# Hintergrund, Bilder,... werden nicht angezeigt



## blumi91 (13. April 2005)

Hi!
Also ich hab mir mit Yahoo! Site Builder ne Hp erstellt und hab die dann aufn FTP geuppt.
So eigentlich  die ja nua jetz werden keine Symbole keine Designs keine Fotos angezeigt.
Halt alles das was die Site doch so schön macht.
Wennn ich das Prog schlieesse kommt auch imma die Frage ob ich das aufn Yahoo!

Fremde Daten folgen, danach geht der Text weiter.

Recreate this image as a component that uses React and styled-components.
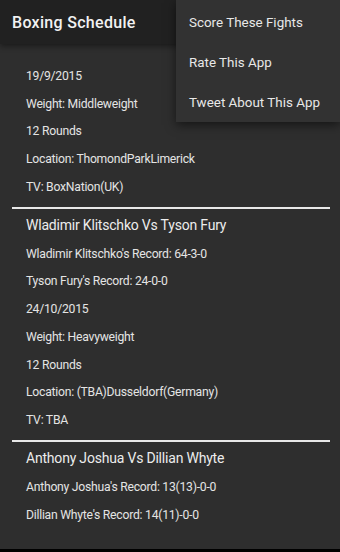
import React from 'react';
import styled, { createGlobalStyle } from 'styled-components';

const GlobalStyle = createGlobalStyle`
  html, body {
    margin: 0;
    padding: 0;
    background: #000;
  }
  body {
    font-family: Roboto, "Noto Sans", "Liberation Sans", sans-serif;
    -webkit-font-smoothing: antialiased;
  }
`;

const Screen = styled.div`
  position: relative;
  width: 340px;
  height: 552px;
  display: flex;
  flex-direction: column;
  overflow: hidden;
  background: #000;
`;

const AppBar = styled.header`
  height: 44px;
  flex-shrink: 0;
  display: flex;
  align-items: center;
  padding: 0 12px;
  background: #212121;
  box-shadow: 0 2px 6px rgba(0, 0, 0, 0.45);
  position: relative;
  z-index: 1;
`;

const Title = styled.h1`
  margin: 0;
  font-size: 16px;
  font-weight: 500;
  color: #f2f2f2;
  letter-spacing: 0.3px;
`;

const Content = styled.main`
  height: 505px;
  flex-shrink: 0;
  background: #2e2e2e;
  padding: 18px 10px 0 12px;
  box-sizing: border-box;
  overflow: hidden;
`;

const NavStrip = styled.div`
  flex: 1;
  background: #000;
`;

const Fight = styled.section`
  display: flex;
  flex-direction: column;
`;

const Divider = styled.hr`
  margin: 6px 0 0;
  border: none;
  height: 2px;
  background: #e8e8e8;
  width: 318px;
`;

const FightTitle = styled.h2`
  margin: 0;
  padding: 1px 0 0 14px;
  height: 30px;
  display: flex;
  align-items: center;
  font-size: 14px;
  font-weight: 400;
  letter-spacing: -0.2px;
  color: #ececec;
`;

const Row = styled.div`
  height: 27.75px;
  padding-left: 14px;
  display: flex;
  align-items: center;
  font-size: 12.2px;
  letter-spacing: -0.25px;
  color: #e4e4e4;
`;

const Menu = styled.ul`
  position: absolute;
  top: 0;
  right: 0;
  width: 164px;
  margin: 0;
  padding: 2px 0 0;
  list-style: none;
  background: #323232;
  box-shadow: 0 3px 10px rgba(0, 0, 0, 0.55);
  z-index: 2;
`;

const MenuItem = styled.li`
  height: 40px;
  display: flex;
  align-items: center;
  padding-left: 13px;
  font-size: 13.4px;
  color: #e8e8e8;
`;

const fights = [
  {
    title: null,
    rows: [
      '19/9/2015',
      'Weight: Middleweight',
      '12 Rounds',
      'Location: ThomondParkLimerick',
      'TV: BoxNation(UK)',
    ],
  },
  {
    title: 'Wladimir Klitschko Vs Tyson Fury',
    rows: [
      "Wladimir Klitschko's Record: 64-3-0",
      "Tyson Fury's Record: 24-0-0",
      '24/10/2015',
      'Weight: Heavyweight',
      '12 Rounds',
      'Location: (TBA)Dusseldorf(Germany)',
      'TV: TBA',
    ],
  },
  {
    title: 'Anthony Joshua Vs Dillian Whyte',
    rows: [
      "Anthony Joshua's Record: 13(13)-0-0",
      "Dillian Whyte's Record: 14(11)-0-0",
    ],
  },
];

const menuItems = ['Score These Fights', 'Rate This App', 'Tweet About This App'];

export default function App() {
  return (
    <Screen>
      <GlobalStyle />
      <AppBar>
        <Title>Boxing Schedule</Title>
      </AppBar>
      <Content>
        {fights.map((f, i) => (
          <Fight key={i}>
            {i > 0 && <Divider />}
            {f.title && <FightTitle>{f.title}</FightTitle>}
            {f.rows.map((r) => (
              <Row key={r}>{r}</Row>
            ))}
          </Fight>
        ))}
      </Content>
      <NavStrip />
      <Menu>
        {menuItems.map((m) => (
          <MenuItem key={m}>{m}</MenuItem>
        ))}
      </Menu>
    </Screen>
  );
}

Server uppen will dann muss ich mich jedoch einloggen wozu ich mich bei yahoo.de 
anmelden muss.Tjy und soweit ich das gesehn hab musss man da für nen Web Hosting account bezahlen oda?
BRAUCHE DRINGENDE HILFE!
Könnt ja mal schaun:
http://www.frag4life.de/walsumer/files/Homepage/index.html
PS:das frame .

BIG THX!
Gruß Blumi! ;-]


----------



## blumi91 (15. April 2005)

*Navigation Bar*

Hallo.
So das mit den Bildern hab ich den Griff bekommen, aber die Navigation Bar will immer wieder auf file://E:/.... zugreifen...die Site die er aufrufen soll liegt aba im netz und das kann ich nich ändern weil das Prog das nich zulässt.
soll ich mal ne Datei vom Ediotr aus posten?also die HTML Codes?
THX 
Gruß Blumi!


----------